* START Listing *
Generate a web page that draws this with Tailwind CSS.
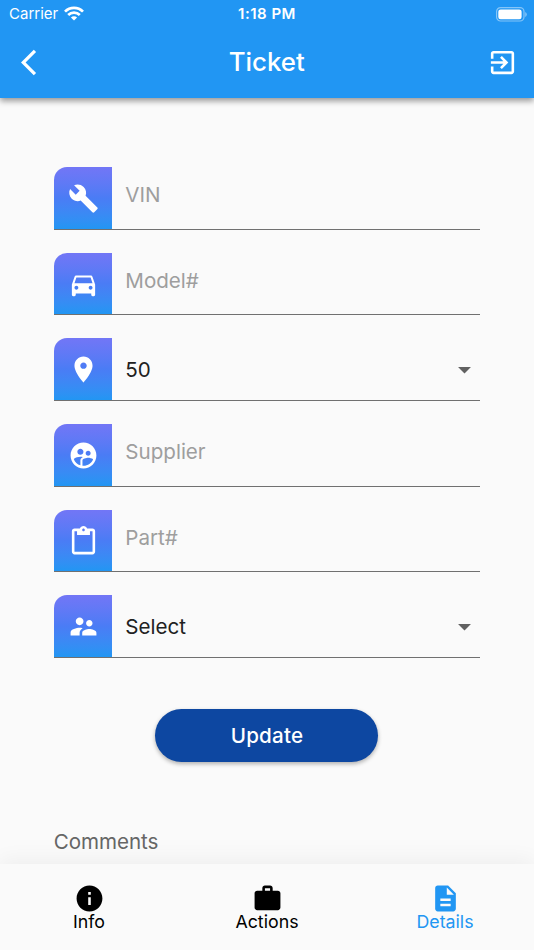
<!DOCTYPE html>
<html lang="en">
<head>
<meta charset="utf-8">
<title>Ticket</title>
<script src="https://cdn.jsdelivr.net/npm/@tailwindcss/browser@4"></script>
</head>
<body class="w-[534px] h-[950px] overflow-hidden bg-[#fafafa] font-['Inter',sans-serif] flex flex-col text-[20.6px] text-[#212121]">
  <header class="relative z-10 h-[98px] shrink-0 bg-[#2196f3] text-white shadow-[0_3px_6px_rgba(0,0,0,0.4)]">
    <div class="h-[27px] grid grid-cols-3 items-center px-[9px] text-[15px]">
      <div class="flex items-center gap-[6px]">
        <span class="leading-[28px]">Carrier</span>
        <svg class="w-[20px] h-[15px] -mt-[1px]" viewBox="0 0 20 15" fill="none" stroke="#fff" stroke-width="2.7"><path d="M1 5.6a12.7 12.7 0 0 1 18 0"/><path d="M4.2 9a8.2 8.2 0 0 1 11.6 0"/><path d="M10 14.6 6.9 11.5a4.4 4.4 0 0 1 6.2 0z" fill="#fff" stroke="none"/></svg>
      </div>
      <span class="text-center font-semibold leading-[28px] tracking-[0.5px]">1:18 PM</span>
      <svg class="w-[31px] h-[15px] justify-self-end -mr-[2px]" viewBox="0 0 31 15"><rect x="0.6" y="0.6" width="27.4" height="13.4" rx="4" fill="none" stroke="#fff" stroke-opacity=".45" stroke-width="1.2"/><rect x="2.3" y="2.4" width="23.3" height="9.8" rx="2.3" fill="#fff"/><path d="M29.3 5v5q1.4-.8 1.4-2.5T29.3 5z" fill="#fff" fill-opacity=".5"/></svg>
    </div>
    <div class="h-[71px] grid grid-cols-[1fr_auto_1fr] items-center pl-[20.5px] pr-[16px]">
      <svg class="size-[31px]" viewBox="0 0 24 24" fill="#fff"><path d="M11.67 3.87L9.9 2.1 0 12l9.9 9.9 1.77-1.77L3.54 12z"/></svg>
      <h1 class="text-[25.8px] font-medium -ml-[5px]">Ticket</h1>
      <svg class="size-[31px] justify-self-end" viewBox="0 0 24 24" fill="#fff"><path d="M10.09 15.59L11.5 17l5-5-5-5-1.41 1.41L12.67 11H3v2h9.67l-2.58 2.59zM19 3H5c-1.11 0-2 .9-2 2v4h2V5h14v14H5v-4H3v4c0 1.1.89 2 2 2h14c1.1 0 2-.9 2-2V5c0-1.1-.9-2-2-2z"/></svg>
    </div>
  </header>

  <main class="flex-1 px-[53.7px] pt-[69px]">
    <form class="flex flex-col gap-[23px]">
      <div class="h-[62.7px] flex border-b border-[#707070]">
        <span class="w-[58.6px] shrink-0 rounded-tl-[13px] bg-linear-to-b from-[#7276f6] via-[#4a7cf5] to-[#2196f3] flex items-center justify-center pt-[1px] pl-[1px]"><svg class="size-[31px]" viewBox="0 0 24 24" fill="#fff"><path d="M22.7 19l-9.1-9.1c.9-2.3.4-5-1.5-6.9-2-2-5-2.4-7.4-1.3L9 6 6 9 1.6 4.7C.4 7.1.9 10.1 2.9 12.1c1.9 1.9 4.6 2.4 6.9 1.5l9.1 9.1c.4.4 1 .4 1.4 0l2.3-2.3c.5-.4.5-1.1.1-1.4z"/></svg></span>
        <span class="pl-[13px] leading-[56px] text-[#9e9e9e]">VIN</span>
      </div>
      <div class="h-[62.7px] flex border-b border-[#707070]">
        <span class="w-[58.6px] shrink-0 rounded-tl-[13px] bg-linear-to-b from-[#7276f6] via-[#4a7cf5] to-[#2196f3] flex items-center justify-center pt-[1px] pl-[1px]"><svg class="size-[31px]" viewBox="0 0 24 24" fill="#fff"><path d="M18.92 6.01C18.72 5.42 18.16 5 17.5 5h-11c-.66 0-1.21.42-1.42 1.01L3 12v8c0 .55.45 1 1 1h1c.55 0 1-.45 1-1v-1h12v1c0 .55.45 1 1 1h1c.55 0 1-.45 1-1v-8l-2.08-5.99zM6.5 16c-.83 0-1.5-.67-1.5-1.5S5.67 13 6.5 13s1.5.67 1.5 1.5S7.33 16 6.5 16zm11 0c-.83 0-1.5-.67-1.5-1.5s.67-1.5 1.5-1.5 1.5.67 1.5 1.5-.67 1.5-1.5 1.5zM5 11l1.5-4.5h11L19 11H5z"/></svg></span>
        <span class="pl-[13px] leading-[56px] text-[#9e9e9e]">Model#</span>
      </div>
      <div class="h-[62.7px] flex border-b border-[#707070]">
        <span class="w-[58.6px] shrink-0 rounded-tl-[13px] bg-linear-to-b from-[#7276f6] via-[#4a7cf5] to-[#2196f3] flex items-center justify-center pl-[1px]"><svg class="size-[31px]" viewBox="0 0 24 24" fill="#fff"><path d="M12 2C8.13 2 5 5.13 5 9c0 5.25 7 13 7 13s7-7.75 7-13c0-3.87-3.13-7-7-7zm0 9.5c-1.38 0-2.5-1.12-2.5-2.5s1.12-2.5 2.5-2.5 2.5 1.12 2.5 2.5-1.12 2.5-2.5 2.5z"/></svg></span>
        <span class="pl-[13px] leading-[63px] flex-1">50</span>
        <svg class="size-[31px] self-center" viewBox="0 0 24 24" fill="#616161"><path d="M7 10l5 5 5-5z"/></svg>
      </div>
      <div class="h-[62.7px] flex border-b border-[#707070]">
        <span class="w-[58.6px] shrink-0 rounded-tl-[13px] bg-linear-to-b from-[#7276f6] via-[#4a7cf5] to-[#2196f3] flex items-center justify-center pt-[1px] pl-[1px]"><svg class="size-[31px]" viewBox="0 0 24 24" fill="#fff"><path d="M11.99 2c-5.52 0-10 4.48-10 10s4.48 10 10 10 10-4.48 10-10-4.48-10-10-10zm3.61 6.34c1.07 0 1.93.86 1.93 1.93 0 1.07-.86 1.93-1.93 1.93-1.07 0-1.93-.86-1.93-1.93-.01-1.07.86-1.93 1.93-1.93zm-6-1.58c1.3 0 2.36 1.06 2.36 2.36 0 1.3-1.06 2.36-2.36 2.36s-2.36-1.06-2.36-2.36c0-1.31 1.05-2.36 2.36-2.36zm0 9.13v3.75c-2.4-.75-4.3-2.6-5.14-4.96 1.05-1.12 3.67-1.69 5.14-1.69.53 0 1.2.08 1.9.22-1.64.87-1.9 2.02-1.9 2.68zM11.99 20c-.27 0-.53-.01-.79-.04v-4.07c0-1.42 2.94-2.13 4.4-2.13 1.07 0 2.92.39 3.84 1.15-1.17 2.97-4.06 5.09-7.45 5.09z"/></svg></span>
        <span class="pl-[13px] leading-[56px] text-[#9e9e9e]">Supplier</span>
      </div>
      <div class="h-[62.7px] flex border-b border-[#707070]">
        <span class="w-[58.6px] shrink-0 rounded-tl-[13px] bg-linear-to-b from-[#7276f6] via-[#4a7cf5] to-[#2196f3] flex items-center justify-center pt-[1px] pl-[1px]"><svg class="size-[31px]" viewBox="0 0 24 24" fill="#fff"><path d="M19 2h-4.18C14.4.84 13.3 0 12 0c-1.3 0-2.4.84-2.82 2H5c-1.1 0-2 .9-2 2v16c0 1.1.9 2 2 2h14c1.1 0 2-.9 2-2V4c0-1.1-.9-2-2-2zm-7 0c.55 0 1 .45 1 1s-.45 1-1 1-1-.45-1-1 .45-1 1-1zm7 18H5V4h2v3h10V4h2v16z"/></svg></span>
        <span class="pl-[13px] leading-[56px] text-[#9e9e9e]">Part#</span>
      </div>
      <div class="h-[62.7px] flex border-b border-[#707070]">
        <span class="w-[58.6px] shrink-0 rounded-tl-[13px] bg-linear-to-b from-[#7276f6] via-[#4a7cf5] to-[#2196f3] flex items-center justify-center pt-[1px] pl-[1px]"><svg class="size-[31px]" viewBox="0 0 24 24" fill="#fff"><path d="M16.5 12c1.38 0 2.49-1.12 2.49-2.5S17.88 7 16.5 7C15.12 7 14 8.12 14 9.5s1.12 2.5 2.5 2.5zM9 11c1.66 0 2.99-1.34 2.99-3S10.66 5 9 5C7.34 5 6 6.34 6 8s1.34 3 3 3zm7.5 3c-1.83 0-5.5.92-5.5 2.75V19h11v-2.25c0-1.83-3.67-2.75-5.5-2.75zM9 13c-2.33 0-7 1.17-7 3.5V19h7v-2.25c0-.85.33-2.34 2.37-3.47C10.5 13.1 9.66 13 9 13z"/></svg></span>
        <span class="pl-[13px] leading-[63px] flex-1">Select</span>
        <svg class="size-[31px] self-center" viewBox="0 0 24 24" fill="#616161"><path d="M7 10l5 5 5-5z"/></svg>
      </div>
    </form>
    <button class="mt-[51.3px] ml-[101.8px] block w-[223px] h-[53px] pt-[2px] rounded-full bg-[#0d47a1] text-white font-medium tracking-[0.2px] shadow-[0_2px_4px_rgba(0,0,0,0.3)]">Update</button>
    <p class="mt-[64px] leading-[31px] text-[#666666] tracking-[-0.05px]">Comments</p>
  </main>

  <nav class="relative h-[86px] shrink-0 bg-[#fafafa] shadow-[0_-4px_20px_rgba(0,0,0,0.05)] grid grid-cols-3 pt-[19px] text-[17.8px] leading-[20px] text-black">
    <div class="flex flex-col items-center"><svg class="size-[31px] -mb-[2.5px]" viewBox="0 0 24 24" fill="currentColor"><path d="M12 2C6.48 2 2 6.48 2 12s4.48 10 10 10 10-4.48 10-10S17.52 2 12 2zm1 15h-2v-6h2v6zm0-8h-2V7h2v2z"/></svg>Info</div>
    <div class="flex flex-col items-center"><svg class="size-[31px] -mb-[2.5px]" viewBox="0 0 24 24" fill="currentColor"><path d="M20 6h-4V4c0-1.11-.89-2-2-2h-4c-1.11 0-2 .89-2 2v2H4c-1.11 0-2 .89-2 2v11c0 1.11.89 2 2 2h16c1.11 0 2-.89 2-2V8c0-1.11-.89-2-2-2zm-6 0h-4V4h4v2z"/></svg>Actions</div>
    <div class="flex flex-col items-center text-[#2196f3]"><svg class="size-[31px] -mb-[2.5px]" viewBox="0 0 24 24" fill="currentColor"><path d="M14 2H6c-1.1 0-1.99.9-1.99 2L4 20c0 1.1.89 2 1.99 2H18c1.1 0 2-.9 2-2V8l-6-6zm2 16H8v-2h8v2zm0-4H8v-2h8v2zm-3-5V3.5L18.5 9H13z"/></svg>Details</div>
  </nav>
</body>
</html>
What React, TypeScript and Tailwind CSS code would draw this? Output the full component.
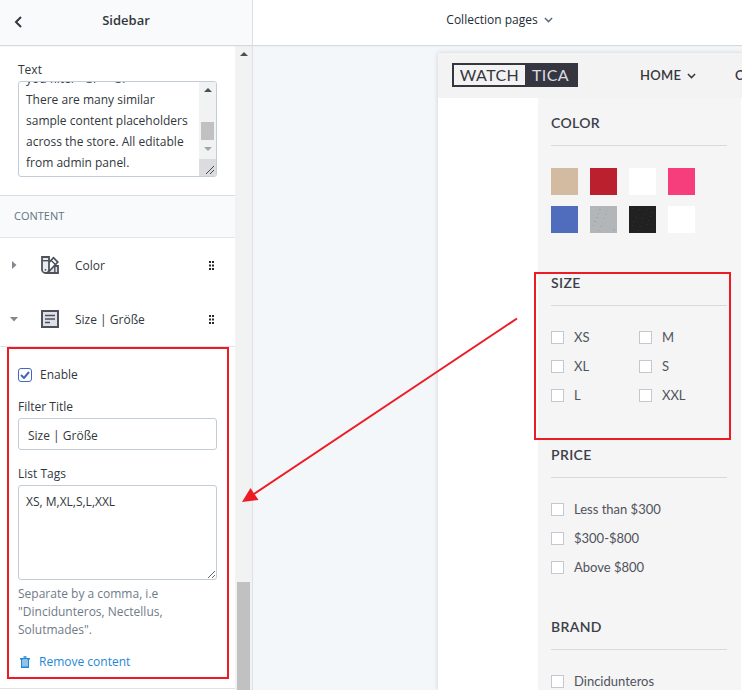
* END Listing *
What is expected
Identify all lines where the word "this" shows up. Copy them.

Written response
Generate a web page that draws this with Tailwind CSS.
What React, TypeScript and Tailwind CSS code would draw this? Output the full component.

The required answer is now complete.